3. Roasted Garlic, Roasted Red Pepper, Mozz, Mozz/Prov Blend, Red Sauce
    Alright, now we're getting to the good stuff. After shoveling in a couple of pretty rich pies, this was a breath of fresh air. Very bright flavors. I wasn't sure how I was going to like the peppers, but they worked perfectly.
2. Benton's Bacon, Brie, Onions, Fig Spread, Olive Oil
   Everything tastes better with bacon. And everything that tastes better with bacon, tastes better if it's Benton's. The sweetness of the fig jam and the nuclear strength smokey, saltiness of the Benton's kicked ass and took names. To be fair the pizza looks pretty disgusting because the pizzaiolo went ape shit with the olive oil (don't worry, he got twenty lashes, but oddly enough seemed to enjoy it). Lesson learned - way less olive oil.

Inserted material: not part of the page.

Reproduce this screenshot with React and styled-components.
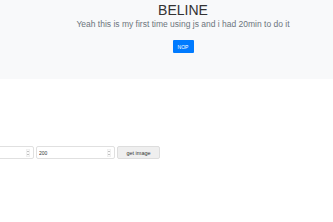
import React from 'react'
import styled, { createGlobalStyle } from 'styled-components';

const GlobalStyle = createGlobalStyle`
body {
margin:0;
background:#ffffff;
font-family:"Liberation Sans", Arial, sans-serif;
overflow:hidden;
}
`

function NumberField(props) {
    return (
        <FieldWrap>
            <NumberInput type="number" defaultValue={props.value} />
            <Spinner width="4" height="8" viewBox="0 0 4 8">
                <rect x="0.25" y="0.25" width="3.5" height="7.5" rx="1" fill="#fafafa" stroke="#dcdcdc" strokeWidth="0.5" />
                <path d="M1 3 L2 2 L3 3 Z" fill="#8a8a8a" />
                <path d="M1 5 L2 6 L3 5 Z" fill="#8a8a8a" />
            </Spinner>
        </FieldWrap>
    )
}

export default function App() {
    return (
        <div>
            <GlobalStyle />
            <Jumbotron>
                <Title>BELINE</Title>
                <Lead>Yeah this is my first time using js and i had 20min to do it</Lead>
                <PrimaryBtn>NOP</PrimaryBtn>
            </Jumbotron>
            <FormRow>
                <NumberField value="200" />
                <NumberField value="200" />
                <GetBtn>get image</GetBtn>
            </FormRow>
        </div>
    )
}

const Jumbotron = styled.div`
height:79px;
box-sizing:border-box;
padding:2px 0 0 33px;
background-color:#f8f9fa;
display:flex;
flex-direction:column;
align-items:center;
`

const Title = styled.h1`
margin:0;
font-size:14px;
font-weight:400;
line-height:1.2;
color:#333333;
`

const Lead = styled.p`
margin:0;
font-size:8.5px;
font-weight:400;
line-height:1.2;
color:#6c757d;
`

const PrimaryBtn = styled.button`
margin-top:11px;
width:21px;
height:13.5px;
padding:0;
border:none;
border-radius:1px;
background:#007bff;
color:white;
font-family:"Liberation Sans", Arial, sans-serif;
font-size:5px;
`

const FormRow = styled.div`
display:flex;
align-items:center;
gap:2px;
margin:67px 0 0 -45px;
`

const FieldWrap = styled.div`
position:relative;
display:flex;
`

const NumberInput = styled.input`
width:79px;
height:13px;
box-sizing:border-box;
padding:0 2px;
border:1px solid #e0e0e0;
border-radius:2px;
font-family:"Liberation Sans", Arial, sans-serif;
font-size:5px;
color:#333333;
-moz-appearance:textfield;

&::-webkit-inner-spin-button,
&::-webkit-outer-spin-button {
-webkit-appearance:none;
margin:0;
}
`

const Spinner = styled.svg`
position:absolute;
right:4px;
top:2.5px;
`

const GetBtn = styled.button`
width:43px;
height:13px;
padding:0;
border:1px solid #dddddd;
border-radius:2px;
background:#efefef;
color:#333333;
font-family:"Liberation Sans", Arial, sans-serif;
font-size:5.5px;
`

1. Benton's Bacon, Onion, Trader Joe's Mozz, Mozz/Prov Blend, Red Sauce, and Thyme
   Straight money. Simple as can be and was gone before you knew it. Next time I'd put more onions on it. When polled, everyone agreed this was the star of the night.

1 comment:

  1. Those all look really tasty. It sounds like quite an effort to get the pizza oven fully rolling, making it good for weekend parties and gatherings. I'll definitely be trying the bacon, onion and thyme pizza in my oven at home.